After a Japanese newspaper reported last week that the North Korean government is planning a July 4th launch of a Taepodong-2 intercontinental ballistic missile at Hawaii, the U.S. government was then pressed to explain its response to this possibility. At a Pentagon news conference, Defense Secretary Robert Gates announced that the ground-based mid-course interceptors at Fort Greely, Alaska stand ready, a mobile THAAD battery has deployed to Hawaii, and the sea-based X-band radar platform has sailed. For his part, President Obama assured a reporter that the T’s are crossed and the I’s are dotted in terms of what might happen.”

The Wall Street Journal sent an intrepid reporter to a beach on Kauai to get some thoughts from the locals about the prospect of ICBM bombardment.

President Obama and his national security staff will have to ponder more than just their defensive preparations. Should North Korea make even a failed attempt to strike a Hawaiian island, what practical and political pressures will the President face to retaliate against North Korea?

John Pike of Globalsecurity plotted North Korea’s April 2009 Taepodong-2 test on this graphic. This launch was intended to achieve low earth orbit, with a trajectory in the general direction of Hawaii. The flight failed to achieve orbit and impacted at sea not even half way to Hawaii.

As President Obama and his advisers contemplate how to respond to a possible North Korean missile attack on Hawaii, they must first try to understand North Korea’s motives. Why would the North Korean leadership risk or even attempt to incite U.S. retaliation?

In a military crisis, which side perceives itself to have escalation dominance”? Which side believes that its position will improve the more the military crisis escalates?

From a conventional military perspective, it would seem that the U.S.-South Korean side possesses escalation dominance. U.S. air and naval power would finally get an opportunity to bash North Korea’s known and suspected nuclear and missile installations. If it came to ground combat, North Korea’s undertrained and undersupplied forces likely would not last long. True, North Korean tube and rocket artillery holds part of Seoul hostage. But South Korea can partially mitigate this threat through civil defense preparation and counter-battery fire. And should North Korea actually make good on this threat, the regime must know that that would be the end for them.

Thus even a failed North Korean missile strike on Hawaii would seem to be a gross miscalculation. It would offer the U.S. a chance to stop the North Korean proliferation threat for good.

But maybe the North Korean leadership doesn’t see it this way. First, based on past experience North Korea’s leaders may believe that they possess escalation dominance. From their perspective, previous crises have resulted in diplomatic flurries, the arrival of emissaries, negotiations, and, very frequently, payments to North Korea.

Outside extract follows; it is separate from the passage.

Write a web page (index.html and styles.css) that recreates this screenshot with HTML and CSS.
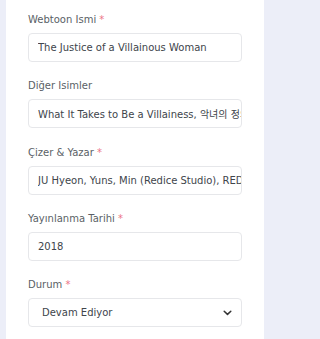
FILE: index.html
```html
<!DOCTYPE html>
<html lang="tr">
<head>
<meta charset="utf-8">
<link rel="stylesheet" href="styles.css">
</head>
<body>
<div class="card">
  <div class="field">
    <label class="label">Webtoon Ismi <span class="req">*</span></label>
    <input class="input" type="text" value="The Justice of a Villainous Woman">
  </div>
  <div class="field">
    <label class="label">Diğer Isimler</label>
    <input class="input" type="text" value="What It Takes to Be a Villainess, 악녀의 정의">
  </div>
  <div class="field">
    <label class="label">Çizer &amp; Yazar <span class="req">*</span></label>
    <input class="input" type="text" value="JU Hyeon, Yuns, Min (Redice Studio), REDICE">
  </div>
  <div class="field">
    <label class="label">Yayınlanma Tarihi <span class="req">*</span></label>
    <input class="input" type="text" value="2018">
  </div>
  <div class="field">
    <label class="label">Durum <span class="req">*</span></label>
    <div class="select">
      <span class="select-text">Devam Ediyor</span>
      <svg class="chev" width="9" height="6" viewBox="0 0 9 6"><path d="M1.2 1.2 L4.5 4.4 L7.8 1.2" fill="none" stroke="#333" stroke-width="1.5" stroke-linecap="round" stroke-linejoin="round"/></svg>
    </div>
  </div>
</div>
</body>
</html>
```

FILE: styles.css
```css
html, body {
  margin: 0;
  padding: 0;
  background: #eceef8;
  height: 100%;
  overflow: hidden;
}
body {
  width: 272px;
  font-family: "DejaVu Sans", "Noto Sans CJK KR", sans-serif;
}
.card {
  background: #ffffff;
  margin: 0 8px 0 6px;
  padding: 12px 22px 0 22px;
  height: 100%;
  box-sizing: border-box;
}
.field {
  display: flex;
  flex-direction: column;
  margin-bottom: 16.25px;
}
.label {
  display: block;
  height: 16px;
  line-height: 16px;
  font-size: 10px;
  color: #5a5f66;
  margin-bottom: 5px;
}
.req {
  color: #ec7486;
}
.input {
  display: block;
  box-sizing: border-box;
  width: 100%;
  height: 29px;
  margin: 0;
  border: 1px solid #e6e7ea;
  border-radius: 4px;
  padding: 0 0 0 9px;
  font-family: "DejaVu Sans", "Noto Sans CJK KR", sans-serif;
  font-size: 10px;
  color: #40454b;
  background: #fff;
  outline: none;
}
.select {
  box-sizing: border-box;
  height: 29px;
  border: 1px solid #e6e7ea;
  border-radius: 4px;
  display: flex;
  align-items: center;
  justify-content: space-between;
  padding: 0 9px 0 13px;
  font-size: 10px;
  color: #40454b;
}
.chev {
  display: block;
}
```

Second, North Korea may be looking for a way to patch up fraying relations with China and Russia. North Korea’s leaders may see a threatened or actual U.S. attack on North Korea as a very effective way of renewing North Korea’s security relationships with China and Russia.

Finally, an ICBM launch directed at Hawaii would be a good way of collecting data on the U.S. missile defense system, a procedure that perhaps the Chinese and Russians are quietly encouraging. Russian and Chinese intelligence-gathering ships, aircraft, and satellites would welcome a chance to observe the U.S. turning on its missile defense radars and communications systems.

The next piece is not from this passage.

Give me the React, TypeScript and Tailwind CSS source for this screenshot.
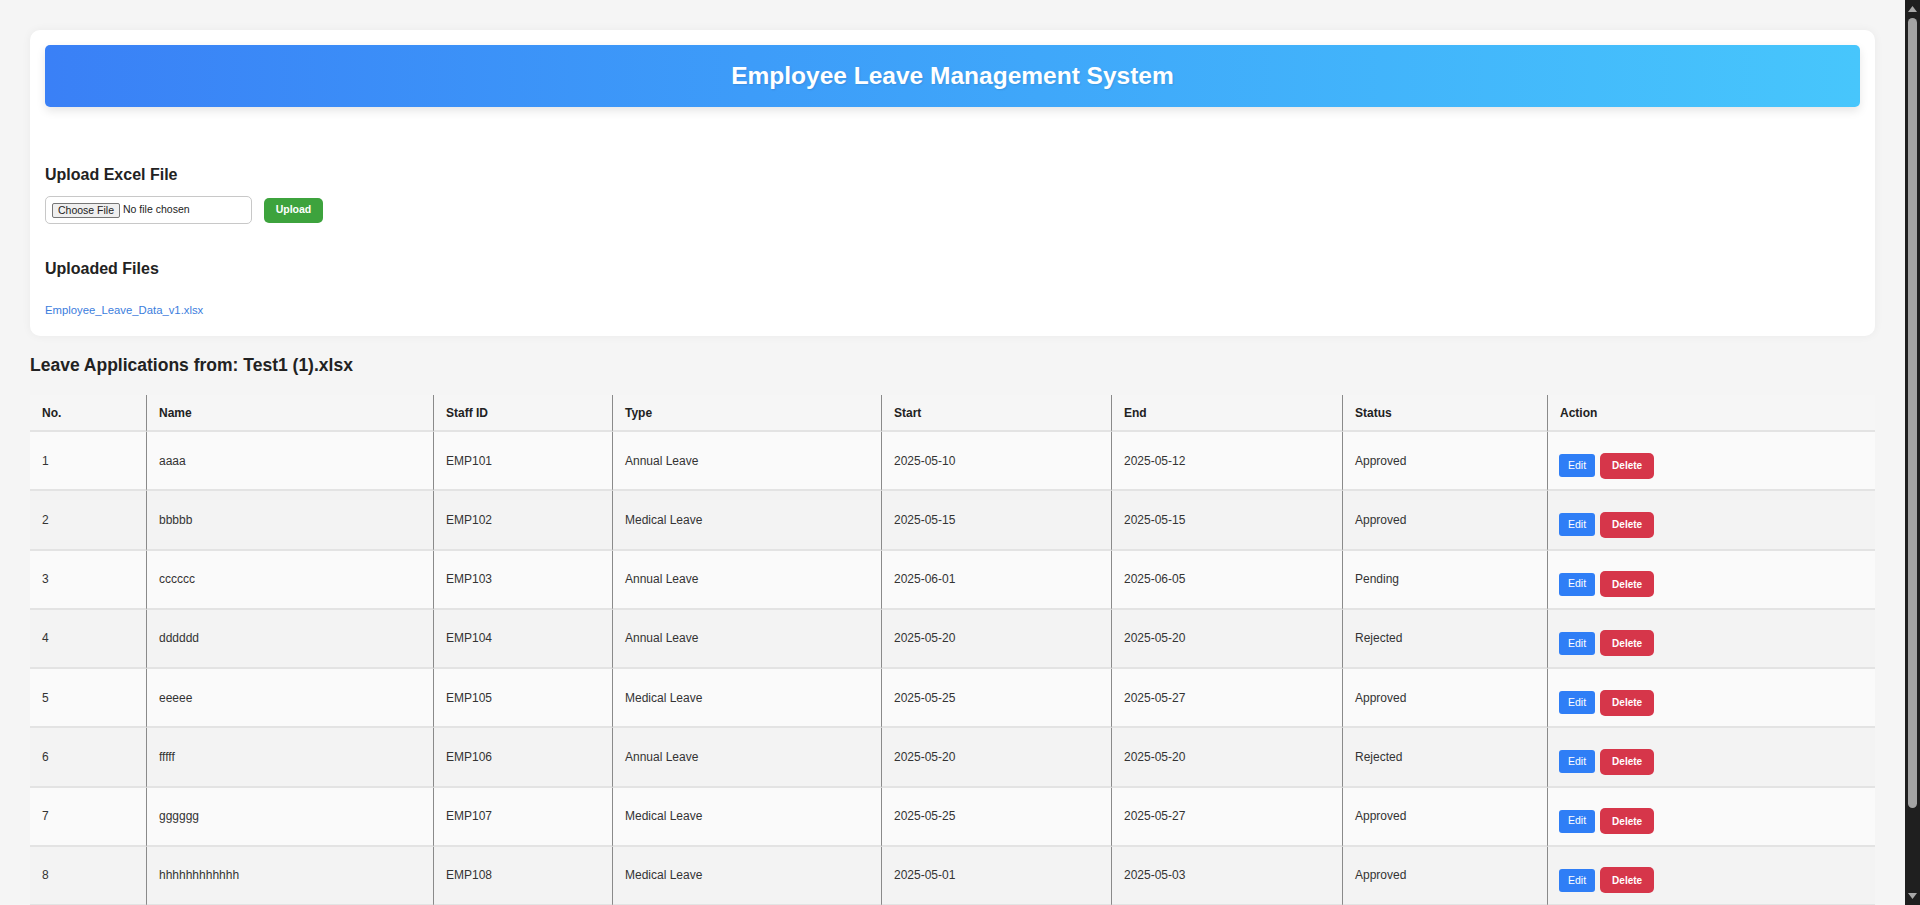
import React from "react";

const rows: string[][] = [
  ["1", "aaaa", "EMP101", "Annual Leave", "2025-05-10", "2025-05-12", "Approved"],
  ["2", "bbbbb", "EMP102", "Medical Leave", "2025-05-15", "2025-05-15", "Approved"],
  ["3", "cccccc", "EMP103", "Annual Leave", "2025-06-01", "2025-06-05", "Pending"],
  ["4", "dddddd", "EMP104", "Annual Leave", "2025-05-20", "2025-05-20", "Rejected"],
  ["5", "eeeee", "EMP105", "Medical Leave", "2025-05-25", "2025-05-27", "Approved"],
  ["6", "fffff", "EMP106", "Annual Leave", "2025-05-20", "2025-05-20", "Rejected"],
  ["7", "gggggg", "EMP107", "Medical Leave", "2025-05-25", "2025-05-27", "Approved"],
  ["8", "hhhhhhhhhhhh", "EMP108", "Medical Leave", "2025-05-01", "2025-05-03", "Approved"],
];

const headers = ["No.", "Name", "Staff ID", "Type", "Start", "End", "Status", "Action"];

function Scrollbar() {
  return (
    <div className="flex w-[15px] shrink-0 flex-col items-center bg-[#1f1f1f]">
      <div className="flex h-[18px] w-full items-center justify-center">
        <svg width="9" height="6" viewBox="0 0 9 6">
          <polygon points="4.5,0 9,6 0,6" fill="#a8a8a8" />
        </svg>
      </div>
      <div className="h-[790px] w-[9px] rounded-full bg-[#a3a3a3]" />
      <div className="flex-1" />
      <div className="flex h-[18px] w-full items-center justify-center">
        <svg width="9" height="6" viewBox="0 0 9 6">
          <polygon points="0,0 9,0 4.5,6" fill="#a8a8a8" />
        </svg>
      </div>
    </div>
  );
}

export default function App() {
  return (
    <div className="flex h-[905px] w-full overflow-hidden bg-[#f5f5f5] font-['Liberation_Sans',Arial,sans-serif] text-[#333]">
      <main className="min-w-0 flex-1 px-[30px] pt-[30px]">
        <section className="rounded-[10px] bg-white px-[15px] pt-[15px] pb-[18px] shadow-[0_0_10px_rgba(0,0,0,0.05)]">
          <header className="flex h-[62px] items-center justify-center rounded-[5px] bg-linear-to-r from-[#3a80f6] to-[#47c6fc] shadow-[0_4px_10px_rgba(0,0,0,0.1)]">
            <h1 className="text-[24.5px] font-bold leading-[30px] text-white [text-shadow:1px_1px_2px_rgba(0,0,0,0.1)]">
              Employee Leave Management System
            </h1>
          </header>

          <h3 className="mt-[57px] text-[16px] font-bold leading-[22px] text-[#222]">Upload Excel File</h3>
          <div className="mt-[10px] flex items-center gap-[12px]">
            <div className="flex h-[28px] w-[207px] items-center rounded-[5px] border border-[#c8c8c8] px-[6px] text-[10.5px] text-[#222]">
              <span className="rounded-[2px] border border-[#767676] bg-[#efefef] px-[5px] leading-[13px]">
                Choose File
              </span>
              <span className="ml-[3px]">No file chosen</span>
            </div>
            <button className="h-[25px] w-[59px] rounded-[5px] bg-[#3da33d] text-[10.5px] font-bold text-white">
              Upload
            </button>
          </div>

          <h3 className="mt-[34px] text-[16px] font-bold leading-[22px] text-[#222]">Uploaded Files</h3>
          <div className="mt-[22px] text-[11.3px] leading-[16px]">
            <a className="text-[#3b7ddd]" href="#">
              Employee_Leave_Data_v1.xlsx
            </a>
          </div>
        </section>

        <h2 className="mt-[17px] text-[17.5px] font-bold leading-[24px] text-[#222]">
          Leave Applications from: Test1 (1).xlsx
        </h2>

        <table className="mt-[18px] w-full table-fixed border-separate border-spacing-0 text-[12px]">
          <colgroup>
            <col className="w-[116px]" />
            <col className="w-[287px]" />
            <col className="w-[179px]" />
            <col className="w-[269px]" />
            <col className="w-[230px]" />
            <col className="w-[231px]" />
            <col className="w-[205px]" />
            <col />
          </colgroup>
          <thead>
            <tr>
              {headers.map((h, i) => (
                <th
                  key={h}
                  className={
                    i === 0
                      ? "h-[37px] border-b-2 border-b-[#e3e3e3] bg-[#f6f6f6] px-[12px] text-left font-bold text-[#222]"
                      : "h-[37px] border-b-2 border-l border-b-[#e3e3e3] border-l-[#8a8a8a] bg-[#f6f6f6] px-[12px] text-left font-bold text-[#222]"
                  }
                >
                  {h}
                </th>
              ))}
            </tr>
          </thead>
          <tbody>
            {rows.map((r, ri) => (
              <tr key={r[0]} className={ri % 2 === 0 ? "bg-[#fafafa]" : "bg-[#f3f3f3]"}>
                {r.map((c, ci) => (
                  <td
                    key={ci}
                    className={
                      ci === 0
                        ? "h-[59.25px] border-b-2 border-b-[#e3e3e3] px-[12px]"
                        : "h-[59.25px] border-b-2 border-l border-b-[#e3e3e3] border-l-[#8a8a8a] px-[12px]"
                    }
                  >
                    {c}
                  </td>
                ))}
                <td className="h-[59.25px] border-b-2 border-l border-b-[#e3e3e3] border-l-[#8a8a8a] pr-[12px] pl-[11px] pt-[10px]">
                  <div className="flex items-center gap-[5px]">
                    <button className="h-[23px] rounded-[3px] bg-[#2f7ef6] px-[9px] text-[10.5px] text-white">
                      Edit
                    </button>
                    <button className="h-[26px] rounded-[5px] bg-[#d6364a] px-[12px] text-[10px] font-bold text-white">
                      Delete
                    </button>
                  </div>
                </td>
              </tr>
            ))}
          </tbody>
        </table>
      </main>
      <Scrollbar />
    </div>
  );
}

Unless the U.S. absolutely has to attempt an intercept of an incoming ICBM, President Obama’s likely preference would be to simply ignore North Korea’s antics. With this course, he would preserve his flexibility and enhance his diplomatic advantage.

However, such a course may not be politically or practically feasible. In addition to the possible North Korean ICBM shot is the journey of the Kang Nam, a North Korean freighter suspected of carrying missile components prohibited by UN Security Council resolutions. USS John S. McCain is following the freighter which may be headed for a port in Myanmar.

The U.S. will not get any cooperation from Myanmar authorities regarding an inspection of the Kang Nam. Should the Obama administration fail to respond to both the Kang Nam and a North Korean missile shot aimed at Hawaii, it risks coming under stern criticism for having a feckless policy toward North Korea. At a practical level, U.S. allies in Asia will have new questions about the value of U.S. security guarantees. And bolder challenges to the Obama administration (not just from North Korea) would be inevitable.

If both sides in a conflict believe they possess escalation dominance, escalation becomes likely. But both sides can’t be right. Wars are typically the result of miscalculation. It is remarkable that miscalculation over North Korean brinkmanship has not already occurred.